The async operator in a stream means that the stream up to that will be executed in its own actor. In your example code:

The Source will be an actor
The takePart flow will be an actor
The Sink will be an actor

Each of these will still not allow more than one element to be in process at a time: the gain over not having async is that the Source and Sink can have an element in process at the same time as takePart has an element in process. There's also a small implicit buffer in downstream stages to improve throughput, but that can often be ignored.
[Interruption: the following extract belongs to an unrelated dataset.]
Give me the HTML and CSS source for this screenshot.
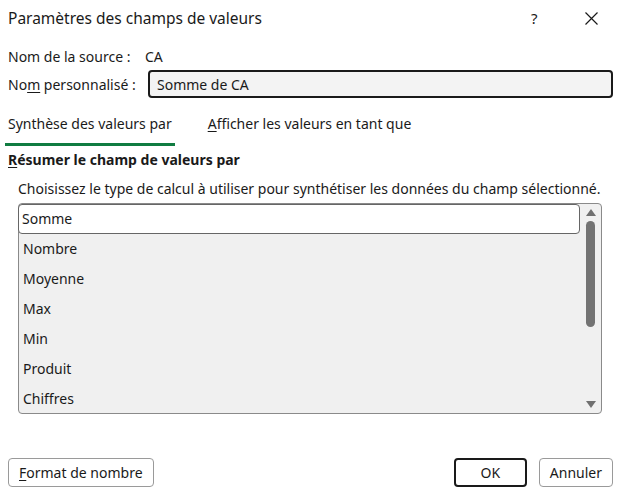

In this stream, the takePart stage takes 3 seconds to process an element and the Source and Sink take a few microseconds (for the sake of illustration, we'll say that the Source takes 5 microseconds and the Sink takes 15 microseconds). So the rough chronology is (ignoring the buffer):

time 0: takePart signals demand to Source
time 5 us: Source emits A to takePart
time 3 seconds + 5 us: takePart emits A to Sink, signals demand to Source
time 3 seconds + 10 us: Source emits B to takePart
time 3 seconds + 20 us: Sink processes A, signals demand to takePart
time 6 seconds + 10 us: takePart emits B to Sink, signals demand to Source
time 6 seconds + 15 us: Source emits C to takePart
time 6 seconds + 25 us: Sink processes B, signals demand to takePart
time 9 seconds + 15 us: takePart emits C to Sink, signals demand to Source
time 9 seconds + 20 us: Source emits D to takePart
time 9 seconds + 30 us: Sink processes C, signals demand to takePart
time 12 seconds + 20 us: takePart emits D to Sink, signals demand to Source, Source completes, takePart completes
time 12 seconds + 35 us: Sink processes D, completes

Absent the async, the stream would complete in 4 * (3 sec + 20 us), so the async saved 45 us (cumulatively, async in this stream would save 15 us for every element after the first), so not much of a gain. A pipelined stream at full utilization has throughput gated by the slowest section (you can imagine a highway where the speed limit drops: if the traffic is heavy enough to saturate the highway, the speed on the highway before the speed limit drop will be the speed limit after the drop): you get the best results if each side of the async processes elements at about the same rate.

There is, somewhat confusingly, another usage of "async" in the Akka Streams API, used to denote stages which communicate with asynchronous processes by obtaining Futures (Scala) or CompletionStages (Java): the process completing the Future/CompletionStage may run on a different thread, and the stream stage often includes some limit on the number of Futures/CompletionStages it will allow to be in flight at a time. mapAsync is an example of this.

In Scala (I am generally unfamiliar with the Java future APIs), this would be something like (ignoring setting an implicit ExecutionContext, etc.):

def blockOnElement(e: String): Future[String] = Future {
  Thread.sleep(3000)
  e
}

Source(List("A", "B", "C", "D"))
  .mapAsync(4)(blockOnElement)
  .runWith(Sink.fold("") { (acc, _) => acc })

In that, assuming sufficient (more than 4) threads in the dispatcher, the entire stream should finish (assuming the 5/15 us delays above) in about 3 seconds and 80 us (the Source and Sink will still combine to spend 20 us on every element.

In addition to @Alec's mention of flatMapMerge, it's often useful to run a substream in mapAsync by using Source.single and Sink.head: the materialized value of the sink will be a Future/CompletionStage of the output element and the mapAsync will in turn preserve ordering downstream (in contrast to flatMapMerge).